COVID Testing: As covered in a previous newsletter, COVID test price-gouging continues to put undue financial pressure on our already-strained healthcare system. Despite rapid tests costing less than $20 on average at the drugstore, reports continue to surface of sites charging many, many times more. For instance, just this week it was reported that one company, with over a dozen testing sites across the country, is charging $380 per test. Separately, earlier this month, new cost estimates were released putting the average bill charged for complex coronavirus hospitalizations at nearly $318,000. With that in mind, stakeholders continue to work to better insulate consumers from these costs.
Population Health: If nothing else, the coronavirus pandemic has taught us the critical importance of having a coordinated, logistical response to rapidly-developing public health emergencies. It’s also brought to the surface persistent health equity issues, leading to an accelerated focus on addressing historic and systemic inequities throughout our healthcare system. For their part, insurers have turned their attention to implementing programs aimed at improving member health beyond the traditional care pipeline, such as through strategic partnerships and broader data collection and mining. The pandemic not only exposed where some of these critical care gaps were, but, crucially, highlighted areas that existing programmatic capabilities weren’t even necessarily equipped to address. But, that’s all changing, as payers look to direct investment and resources towards increasing successful interventions in the population health space.

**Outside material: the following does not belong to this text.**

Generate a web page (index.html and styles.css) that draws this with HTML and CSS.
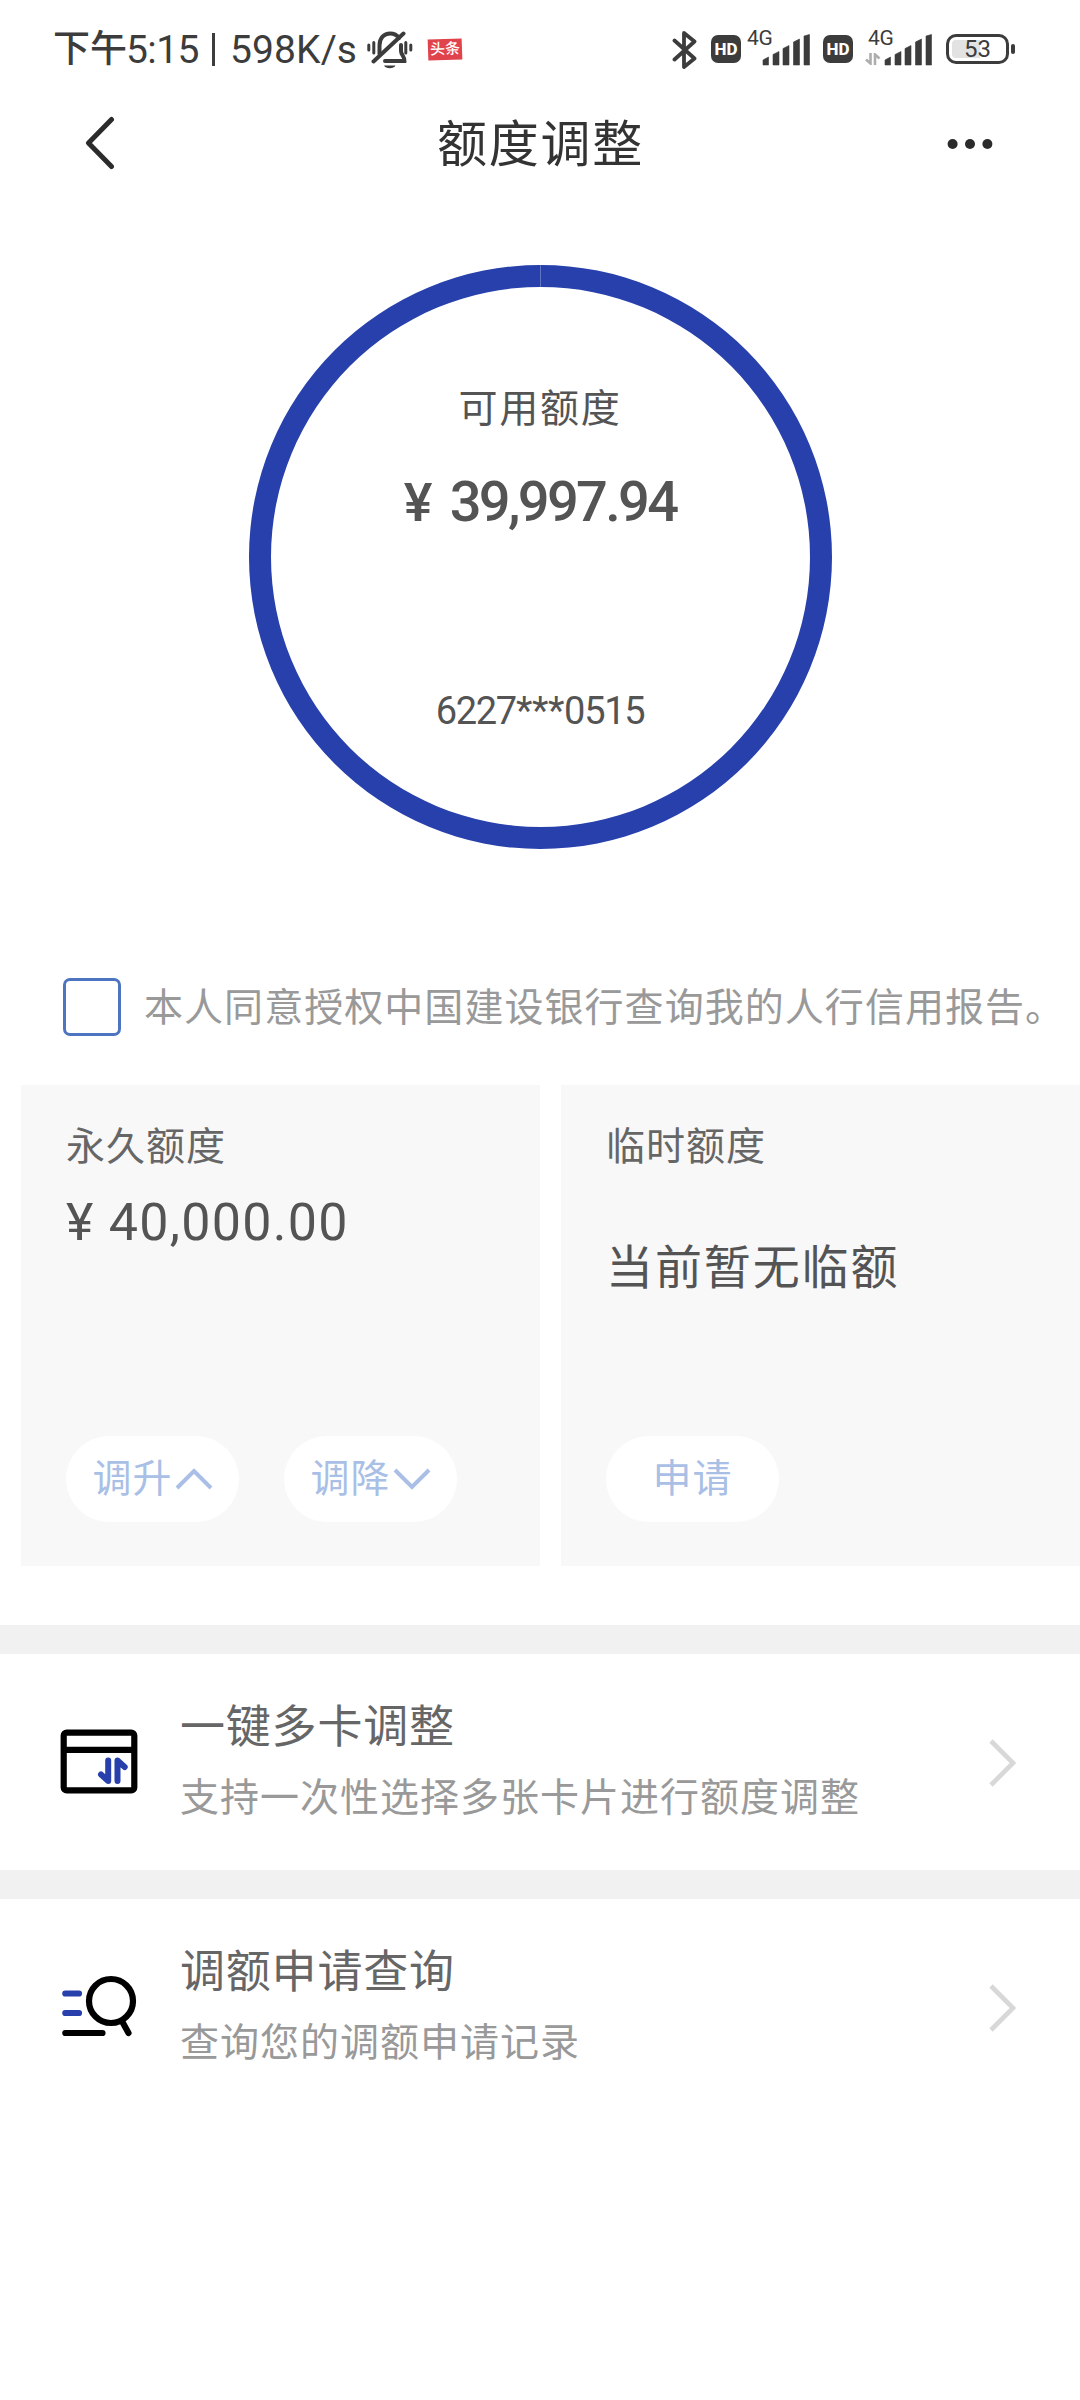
FILE: index.html
```html
<!DOCTYPE html>
<html lang="zh-CN">
<head>
<meta charset="utf-8">
<title>额度调整</title>
<link rel="stylesheet" href="styles.css">
</head>
<body>
<div class="statusbar">
  <div class="status-left">
    <span class="clock"><span class="clock-cn">下午</span><span class="clock-time">5:15</span><span class="clock-sep"></span><span class="clock-speed">598K/s</span></span>
    <svg class="ic-bell" width="46" height="38" viewBox="0 0 46 38" fill="none" stroke="#3c3c3c" stroke-width="4" stroke-linecap="round">
      <path d="M12.500 23V14.500C12.500 7 17 2.500 23 2.500C27 2.500 30 4 32 7"/>
      <path d="M34 14V20C34 24 38 26 37.500 30H18"/>
      <path d="M36.500 2.500L6.500 30.500"/>
      <path d="M17 34.500H28.500C27 38 18.500 38 17 34.500Z" fill="#3c3c3c" stroke="none"/>
      <path d="M1.800 14V19M6.800 11.500V22M38.800 11.500V22M43.800 14V19" stroke-width="3"/>
    </svg>
    <span class="toutiao">头条</span>
  </div>
  <div class="status-right">
    <svg class="ic-bt" width="26" height="40" viewBox="0 0 26 40" fill="none" stroke="#3c3c3c" stroke-width="3.800" stroke-linejoin="round" stroke-linecap="round"><path d="M2.500 10.500L22.500 28.500L12 37V3L22.500 11.500L2.500 29.500"/></svg>
    <span class="hd">HD</span>
    <div class="signal">
      <span class="net">4G</span>
      <svg class="bars" width="48" height="32" viewBox="0 0 48 32" fill="#3c3c3c"><path d="M1 26L6.500 23V31H1ZM11 20.500L17 17.500V31H11ZM21 14.500L27 11.500V31H21ZM31.500 8L37.500 5V31H31.500ZM42 2L47.500 .5V31H42Z" stroke="#3c3c3c" stroke-width=".6" stroke-linejoin="round"/></svg>
    </div>
    <span class="hd hd-second">HD</span>
    <div class="signal signal-second">
      <span class="net">4G</span>
      <svg class="updown" width="16" height="12" viewBox="0 0 16 12" fill="none" stroke="#adadad" stroke-width="2.600"><path d="M5.500 0V10.500L1 6.500M10 12V1.500L14.500 5.500"/></svg>
      <svg class="bars" width="48" height="32" viewBox="0 0 48 32" fill="#3c3c3c"><path d="M1 26L6.500 23V31H1ZM11 20.500L17 17.500V31H11ZM21 14.500L27 11.500V31H21ZM31.500 8L37.500 5V31H31.500ZM42 2L47.500 .5V31H42Z" stroke="#3c3c3c" stroke-width=".6" stroke-linejoin="round"/></svg>
    </div>
    <div class="battery"><span class="battery-body">53</span><span class="battery-nub"></span></div>
  </div>
</div>

<header class="navbar">
  <svg class="back" width="32" height="56" viewBox="0 0 32 56" fill="none" stroke="#2b2b2b" stroke-width="5" stroke-linecap="round" stroke-linejoin="round"><path d="M28.500 4.500L5.500 28L28.500 51.500"/></svg>
  <h1 class="title">额度调整</h1>
  <svg class="more" width="46" height="12" viewBox="0 0 46 12" fill="#2b2b2b"><circle cx="5.600" cy="6" r="5"/><circle cx="23" cy="6" r="5"/><circle cx="40.400" cy="6" r="5"/></svg>
</header>

<section class="gauge">
  <div class="ring">
    <div class="ring-label">可用额度</div>
    <div class="ring-amount"><span class="yen">¥</span>39,997.94</div>
    <div class="ring-card">6227<span class="mask">***</span>0515</div>
  </div>
</section>

<label class="consent">
  <span class="checkbox"></span>
  <span class="consent-text">本人同意授权中国建设银行查询我的人行信用报告。</span>
</label>

<section class="limits">
  <div class="limit-card">
    <div class="limit-name">永久额度</div>
    <div class="limit-amount"><span class="yen">¥</span>40,000.00</div>
    <div class="actions">
      <button class="pill"><span>调升</span><svg width="38" height="24" viewBox="0 0 38 24" fill="none" stroke="#a9bfe6" stroke-width="4"><path d="M2 21L19 4L36 21"/></svg></button>
      <button class="pill"><span>调降</span><svg width="38" height="24" viewBox="0 0 38 24" fill="none" stroke="#a9bfe6" stroke-width="4"><path d="M2 3L19 20L36 3"/></svg></button>
    </div>
  </div>
  <div class="limit-card">
    <div class="limit-name">临时额度</div>
    <div class="limit-empty">当前暂无临额</div>
    <div class="actions"><button class="pill"><span>申请</span></button></div>
  </div>
</section>

<nav class="menu">
  <a class="row">
    <svg class="row-icon" width="80" height="72" viewBox="0 0 80 72" fill="none" stroke="#000" stroke-width="6.200" stroke-linecap="round" stroke-linejoin="round">
      <rect x="3.700" y="6.600" width="70.600" height="57.800" rx="3"/>
      <path d="M4 23.800H74" stroke-linecap="butt"/>
      <path d="M48.200 34.500V55L41 48.500M57.500 55V34.500L64.700 41" stroke="#2740ac" stroke-width="6"/>
    </svg>
    <span class="row-text"><span class="row-title">一键多卡调整</span><span class="row-desc">支持一次性选择多张卡片进行额度调整</span></span>
    <svg class="chev" width="30" height="52" viewBox="0 0 30 52" fill="none" stroke="#d8d8d8" stroke-width="4.600"><path d="M3 4L25 26L3 48"/></svg>
  </a>
  <a class="row">
    <svg class="row-icon" width="80" height="72" viewBox="0 0 80 72" fill="none" stroke="#000" stroke-width="6.200" stroke-linecap="round" stroke-linejoin="round">
      <path d="M5.300 22.500H19M5.300 42H19" stroke="#2740ac"/>
      <path d="M5.300 62H42.500M63 52L68.500 62"/>
      <circle cx="51" cy="30" r="22"/>
    </svg>
    <span class="row-text"><span class="row-title">调额申请查询</span><span class="row-desc">查询您的调额申请记录</span></span>
    <svg class="chev" width="30" height="52" viewBox="0 0 30 52" fill="none" stroke="#d8d8d8" stroke-width="4.600"><path d="M3 4L25 26L3 48"/></svg>
  </a>
</nav>
</body>
</html>
```
FILE: styles.css
```css
* { box-sizing: border-box; }
body {
  margin: 0;
  width: 1080px;
  min-height: 2400px;
  background: #fff;
  color: #545454;
  font-family: Roboto, "Noto Sans CJK SC", sans-serif;
}
svg { display: block; flex: none; }

.statusbar {
  height: 100px;
  padding: 0 65px 0 53px;
  display: flex;
  justify-content: space-between;
  color: #3c3c3c;
}
.status-left, .status-right { display: flex; height: 100px; align-items: center; }
.clock { display: flex; align-items: center; height: 98px; font-size: 39px; line-height: 50px; width: 314px; white-space: nowrap; }
.clock-cn { font-size: 37px; font-weight: 500; width: 73px; }
.clock-time { letter-spacing: -.6px; width: 86px; }
.clock-sep { width: 3px; height: 33px; background: #3c3c3c; margin: 0 15px 2px 0; }
.clock-speed { letter-spacing: .1px; }
.toutiao {
  margin: 0 0 2px 15px;
  width: 34px;
  height: 21px;
  background: #e0434c;
  color: #fff;
  font-size: 15px;
  font-weight: 500;
  line-height: 20px;
  text-align: center;
  transform: rotate(-2deg);
}
.ic-bt { margin-right: 1px; }
.hd {
  width: 30px;
  height: 28px;
  margin: 0 6px 2px 12px;
  border-radius: 7px;
  background: #3c3c3c;
  color: #fff;
  font-size: 17px;
  font-weight: 800;
  line-height: 28px;
  text-align: center;
}
.hd-second { margin-left: 11px; margin-right: 12px; }
.signal { position: relative; width: 65px; height: 36px; }
.signal .bars { margin-left: 15px; margin-top: 2px; }
.net { position: absolute; left: 0; top: -6px; font-size: 21px; line-height: 24px; letter-spacing: -.3px; }
.signal-second { width: 68px; }
.signal-second .bars { margin-left: 19px; }
.signal-second .net { left: 3px; }
.updown { position: absolute; left: 0; top: 21px; }
.battery { display: flex; align-items: center; gap: 2px; margin: 0 0 2px 13px; }
.battery-body {
  width: 63px;
  height: 30px;
  border: 3px solid #3c3c3c;
  border-radius: 10px;
  background: linear-gradient(90deg, #e2e2e2 31px, #fff 31px) padding-box;
  box-shadow: inset 0 0 0 3px #fff;
  font-size: 24px;
  line-height: 25px;
  text-align: center;
}
.battery-nub { width: 4px; height: 10px; border-radius: 2px; background: #3c3c3c; }

.navbar { height: 90px; padding: 0 86px 0 83px; display: flex; align-items: center; justify-content: space-between; }
.back { margin-top: -4px; }
.title { margin: -1px 0 0 19px; font-size: 50px; font-weight: 400; line-height: 72px; letter-spacing: 1.700px; color: #333; }
.more { margin-right: 1px; margin-top: -2px; }

.gauge { padding-top: 75px; display: flex; justify-content: center; }
.ring {
  position: relative;
  width: 583px;
  height: 584px;
  border: 22px solid #2740ac;
  border-radius: 50%;
  display: flex;
  flex-direction: column;
  align-items: center;
}
.ring::before {
  content: "";
  position: absolute;
  top: -22px;
  left: 269px;
  width: 1px;
  height: 22px;
  background: #6075c4;
}
.ring-label { margin-top: 92px; font-size: 39px; line-height: 60px; letter-spacing: 1.700px; }
.ring-amount { margin-top: 33px; font-size: 56px; line-height: 60px; font-weight: 500; white-space: pre; letter-spacing: -2.700px; }
.ring-amount .yen { font-size: 54px; margin-right: 20px; }
.ring-card { margin-top: 148px; font-size: 38px; line-height: 60px; letter-spacing: -1.300px; }
.mask { letter-spacing: -.3px; }

.consent { display: flex; align-items: center; margin-top: 118px; padding-left: 63px; height: 80px; }
.checkbox { width: 58px; height: 58px; border: 3px solid #4d74c0; border-radius: 7px; }
.consent-text { margin: -7px 0 0 23px; font-size: 39px; letter-spacing: 1.050px; color: #999; white-space: nowrap; }

.limits { display: grid; grid-template-columns: 519px 519px; gap: 21px; margin: 38px 0 0 21px; }
.limit-card { height: 481px; padding: 32px 45px 44px; background: #f8f8f8; display: flex; flex-direction: column; }
.limit-name { font-size: 39px; line-height: 60px; letter-spacing: 1px; color: #666; }
.limit-amount { margin-top: 16px; font-size: 52px; line-height: 60px; white-space: pre; letter-spacing: 1.300px; }
.limit-amount .yen { margin-right: 14px; }
.limit-empty { margin-top: 61px; font-size: 47px; line-height: 60px; letter-spacing: 1.900px; }
.actions { margin-top: auto; display: flex; gap: 45px; }
.pill {
  width: 173px;
  height: 86px;
  padding: 0;
  border: 0;
  border-radius: 43px;
  background: #fff;
  color: #a9bfe6;
  font: 400 39px/60px Roboto, "Noto Sans CJK SC", sans-serif;
  letter-spacing: 1px;
  display: flex;
  align-items: center;
  justify-content: center;
  gap: 2px;
}

.menu { margin-top: 59px; }
.row { display: flex; height: 245px; padding: 29px 62px 0 60px; border-top: 29px solid #f1f1f1; }
.row-icon { margin-top: 43px; }
.row-text { flex: 1; margin-left: 40px; display: flex; flex-direction: column; }
.row-title { margin-top: 15px; font-size: 45px; line-height: 60px; letter-spacing: .8px; color: #666; }
.row-desc { margin-top: 10px; font-size: 39px; line-height: 60px; letter-spacing: 1px; color: #999; }
.chev { margin-top: 54px; }
```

Telehealth Growth: A new analysis charts the seismic shift undertaken by our healthcare delivery model last year in the immediate wake of the COVID public health crisis. Specifically, the data tracks telehealth utilization by physicians, which jumped from 25 percent in 2018 to nearly 80 percent in 2020. Additionally, almost 85 percent of psychiatrists also reported connecting with patients via telehealth during the height of the pandemic. Remote patient monitoring also experienced a significant uptick last year, with 20 percent of physicians saying they used it, almost twice as many as in 2018. Physicians also reported turning to telehealth to facilitate consults with their colleagues, further expanding the utility of the technology. Experts, however, are quick to point out that these figures reflect telehealth use during the pandemic, with more recent data placing utilization at about 20 percent as patients shift back to in-person visits and providers look to create hybrid models balancing in-person and virtual care. Still, they continue, the high rate of adoption speaks to the myriad federal and state emergency actions that allowed for the expansion of telehealth, putting pressure on policymakers to establish a long-term regulatory framework that keeps momentum going.